Cases applying the 2021 amendments to Florida Rule of Civil Procedure 1.510, often referred to as the summary judgment rule, are starting to filter through the appellate courts. The Fourth DCA recently applied portions of the rule which were changed by the amendment to two cases: Tucker v. LNV Corp., No. 4D22-984, 2023 WL 3606462 (Fla. 4th DCA May 24, 2023) and Brown v. Regan, No. 4D22-2352, 2023 WL 4094879 (Fla. 4th DCA June 21, 2023). Tucker involved a residential foreclosure which was resolved on summary judgment in favor of the lender based on a rule 1.510 motion and hearing.[i] The borrower appealed the foreclosure judgment claiming that it lacked the necessary findings required by amended rule 1.510 because the judgment contained only “a conclusory statement that there is or is not a genuine dispute as to a material issue.”

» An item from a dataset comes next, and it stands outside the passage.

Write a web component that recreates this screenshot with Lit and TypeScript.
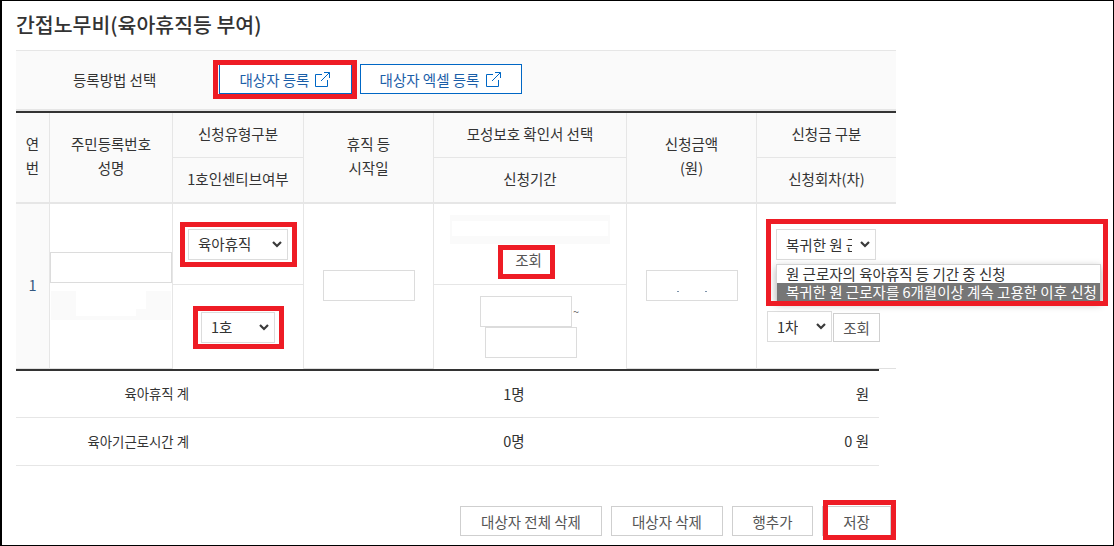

The Court’s analysis pertained to a portion of subsection (a) of rule 1.510 which reads in pertinent part: “The court shall state on the record the reasons for granting or denying the motion.” Fla. R. Civ. P. 1.510(a). Notably, to satisfy the “state on the record” requirement, the court can make oral pronouncements or include written findings in the judgment. Although, the above provision is mandatory, the Fourth DCA found that it was precluded from reaching the merits of the issue for two reasons: Firstly, the borrower failed to provide a transcript of the proceedings so the Court could not determine if the trial court orally pronounced the factual findings thereby satisfying the “on the record” requirement. The Court noted: “The most salient impediment to meaningful review of the trial court’s decision is not the absence of findings, but the absence of a transcript.”[ii]
Secondly, the Court explained that the alleged lack of adequate findings in the judgment – appearing for the first time on the face of the judgment – had to be the subject of a motion for rehearing so the lower court could correct any error without the need for appellate intervention.[iii] By failing to bring the issue to the trial court prior to raising it on appeal, Tucker waived any deficiencies stemming from the court’s findings. However, the Fourth DCA did reverse a portion of the judgment which awarded attorneys’ fees based on LNV Corp.’s failure to comply with the increased time requirement for filing the motion along with “[s]upporting factual positions” at least 40-days[iv] prior to the hearing.
Similarly, in Brown, the Fourth DCA reviewed a final summary judgment under the newly amended standards of rule 1.510, this time in a constructive trust case.[v] In Brown, the Court found the summary judgment lacked the requisite factual findings required by rule 1.510(a) because “the order only vaguely described the factual history of the underlying theft and fraud and did not recite the legal background ‘with enough specificity’ for appellate review.” The Court reversed the judgment and remanded for further proceedings.
[i] Tucker, at 1. All future quotations or references are to this citation until indicated otherwise.
[ii] Tucker, at 1 (quoting Esaw v. Esaw, 965 So. 2d 1261, 1264 (Fla. 2d DCA 2007)).
[iii] Tucker, at 2.
[iv] Fla. R. Civ. P. 1.510(C). The pre-amended version of the rule only required 20 days.
[v] Brown, at 1. All future quotations or references are to this citation until indicated otherwise.